**THE RECORDS**
++++++++
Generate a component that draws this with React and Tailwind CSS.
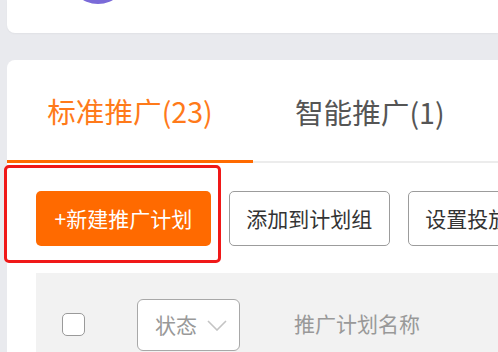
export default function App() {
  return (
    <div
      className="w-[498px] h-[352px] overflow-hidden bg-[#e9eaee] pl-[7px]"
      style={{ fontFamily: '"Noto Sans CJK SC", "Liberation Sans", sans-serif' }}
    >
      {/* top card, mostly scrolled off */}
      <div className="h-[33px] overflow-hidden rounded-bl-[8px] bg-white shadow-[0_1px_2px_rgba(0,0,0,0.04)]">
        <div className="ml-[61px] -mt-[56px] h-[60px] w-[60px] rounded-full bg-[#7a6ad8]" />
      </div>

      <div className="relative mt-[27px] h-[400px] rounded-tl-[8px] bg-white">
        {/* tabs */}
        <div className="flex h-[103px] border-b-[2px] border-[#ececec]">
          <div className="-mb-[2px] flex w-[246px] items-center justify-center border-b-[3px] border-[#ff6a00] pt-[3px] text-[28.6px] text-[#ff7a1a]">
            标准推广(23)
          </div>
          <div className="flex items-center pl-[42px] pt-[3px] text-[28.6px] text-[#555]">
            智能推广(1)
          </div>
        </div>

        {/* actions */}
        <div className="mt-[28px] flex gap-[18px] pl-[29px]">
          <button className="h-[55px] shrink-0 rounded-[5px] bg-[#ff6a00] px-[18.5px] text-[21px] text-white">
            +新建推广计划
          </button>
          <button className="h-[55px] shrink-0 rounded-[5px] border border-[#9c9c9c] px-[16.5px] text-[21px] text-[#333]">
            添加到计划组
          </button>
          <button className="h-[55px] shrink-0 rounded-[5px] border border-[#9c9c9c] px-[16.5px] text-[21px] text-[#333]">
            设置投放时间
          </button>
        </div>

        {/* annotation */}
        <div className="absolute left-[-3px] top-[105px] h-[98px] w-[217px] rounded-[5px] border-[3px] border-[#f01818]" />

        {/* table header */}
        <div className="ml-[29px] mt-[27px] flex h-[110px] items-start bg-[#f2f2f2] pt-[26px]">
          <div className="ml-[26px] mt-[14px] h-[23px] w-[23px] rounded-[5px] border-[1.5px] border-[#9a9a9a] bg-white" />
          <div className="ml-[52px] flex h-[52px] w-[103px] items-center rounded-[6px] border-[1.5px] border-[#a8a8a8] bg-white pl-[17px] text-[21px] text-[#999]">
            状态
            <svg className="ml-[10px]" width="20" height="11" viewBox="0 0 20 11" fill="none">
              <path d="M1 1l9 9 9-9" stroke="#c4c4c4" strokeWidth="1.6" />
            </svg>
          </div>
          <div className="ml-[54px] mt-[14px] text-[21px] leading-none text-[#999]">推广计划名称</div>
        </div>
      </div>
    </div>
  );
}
++++++++
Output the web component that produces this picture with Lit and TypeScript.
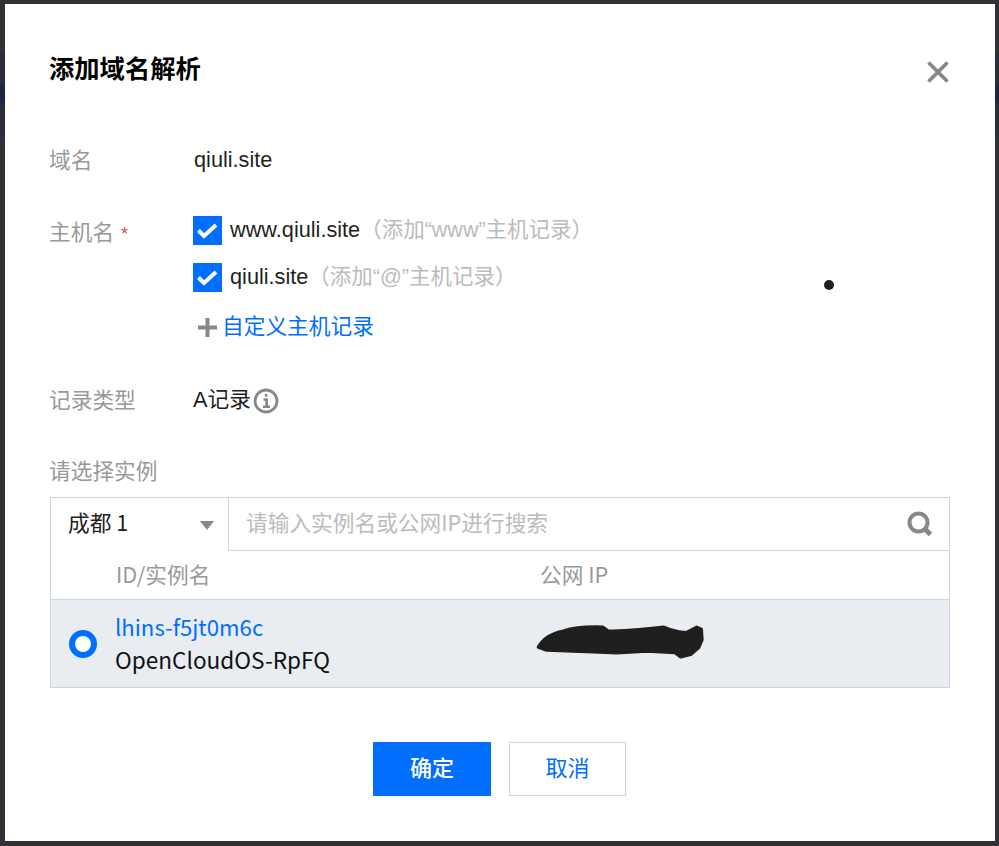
++++++++
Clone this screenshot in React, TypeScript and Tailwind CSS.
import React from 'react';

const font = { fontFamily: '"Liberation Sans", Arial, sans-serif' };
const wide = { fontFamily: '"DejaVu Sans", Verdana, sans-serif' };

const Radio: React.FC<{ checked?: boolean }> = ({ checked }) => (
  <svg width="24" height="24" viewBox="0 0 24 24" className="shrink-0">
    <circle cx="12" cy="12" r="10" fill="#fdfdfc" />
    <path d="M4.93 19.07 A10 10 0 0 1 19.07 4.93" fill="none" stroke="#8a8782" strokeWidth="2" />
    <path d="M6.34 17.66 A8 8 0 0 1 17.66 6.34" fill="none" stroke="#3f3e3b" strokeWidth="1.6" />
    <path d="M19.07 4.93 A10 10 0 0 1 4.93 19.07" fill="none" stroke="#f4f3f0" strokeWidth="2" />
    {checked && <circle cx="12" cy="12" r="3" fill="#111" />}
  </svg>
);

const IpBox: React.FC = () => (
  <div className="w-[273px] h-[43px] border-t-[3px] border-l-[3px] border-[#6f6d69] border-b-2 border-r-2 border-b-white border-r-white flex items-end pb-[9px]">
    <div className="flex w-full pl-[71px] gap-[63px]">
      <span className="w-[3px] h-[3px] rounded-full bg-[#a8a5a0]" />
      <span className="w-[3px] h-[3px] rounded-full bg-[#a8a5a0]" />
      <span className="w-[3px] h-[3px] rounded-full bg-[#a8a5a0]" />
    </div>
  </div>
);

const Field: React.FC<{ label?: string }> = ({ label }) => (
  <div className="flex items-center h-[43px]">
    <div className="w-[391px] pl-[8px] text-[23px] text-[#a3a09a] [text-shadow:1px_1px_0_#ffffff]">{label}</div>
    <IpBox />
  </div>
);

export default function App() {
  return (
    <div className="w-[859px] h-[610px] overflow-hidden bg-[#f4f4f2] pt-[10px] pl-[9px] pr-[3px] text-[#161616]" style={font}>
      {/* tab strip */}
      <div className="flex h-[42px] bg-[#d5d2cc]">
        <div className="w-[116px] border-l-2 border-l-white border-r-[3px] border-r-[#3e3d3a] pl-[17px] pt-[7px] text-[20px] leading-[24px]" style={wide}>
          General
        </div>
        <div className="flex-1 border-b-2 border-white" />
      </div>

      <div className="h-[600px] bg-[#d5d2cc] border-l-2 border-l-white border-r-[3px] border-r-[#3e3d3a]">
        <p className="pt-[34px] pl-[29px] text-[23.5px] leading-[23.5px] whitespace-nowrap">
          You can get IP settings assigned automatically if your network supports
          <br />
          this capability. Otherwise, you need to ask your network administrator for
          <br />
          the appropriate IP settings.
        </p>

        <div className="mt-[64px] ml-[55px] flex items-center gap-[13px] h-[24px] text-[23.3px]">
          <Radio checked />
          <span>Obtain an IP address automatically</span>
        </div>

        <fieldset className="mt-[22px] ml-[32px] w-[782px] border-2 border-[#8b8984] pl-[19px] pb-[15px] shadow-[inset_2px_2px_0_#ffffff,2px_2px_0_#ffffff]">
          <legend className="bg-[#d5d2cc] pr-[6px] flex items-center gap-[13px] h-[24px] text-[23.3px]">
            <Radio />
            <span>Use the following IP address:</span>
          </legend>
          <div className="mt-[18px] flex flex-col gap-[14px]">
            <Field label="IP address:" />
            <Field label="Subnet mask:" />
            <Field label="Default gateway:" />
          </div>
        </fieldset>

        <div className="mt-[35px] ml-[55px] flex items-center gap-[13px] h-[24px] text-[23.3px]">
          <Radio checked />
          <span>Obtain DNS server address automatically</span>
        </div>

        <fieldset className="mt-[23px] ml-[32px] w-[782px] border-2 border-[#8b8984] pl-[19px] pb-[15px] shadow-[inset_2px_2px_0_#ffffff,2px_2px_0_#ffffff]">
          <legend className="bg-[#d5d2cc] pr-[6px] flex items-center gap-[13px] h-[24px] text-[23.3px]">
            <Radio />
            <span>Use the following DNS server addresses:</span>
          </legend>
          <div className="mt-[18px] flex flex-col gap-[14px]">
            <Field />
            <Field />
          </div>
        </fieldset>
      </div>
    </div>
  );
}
++++++++
**THE TASK**
From the entries above, select each line containing the string "this".

**OUTPUT OF THE EXERCISE**
Generate a component that draws this with React and Tailwind CSS.
Output the web component that produces this picture with Lit and TypeScript.
Clone this screenshot in React, TypeScript and Tailwind CSS.
          this capability. Otherwise, you need to ask your network administrator for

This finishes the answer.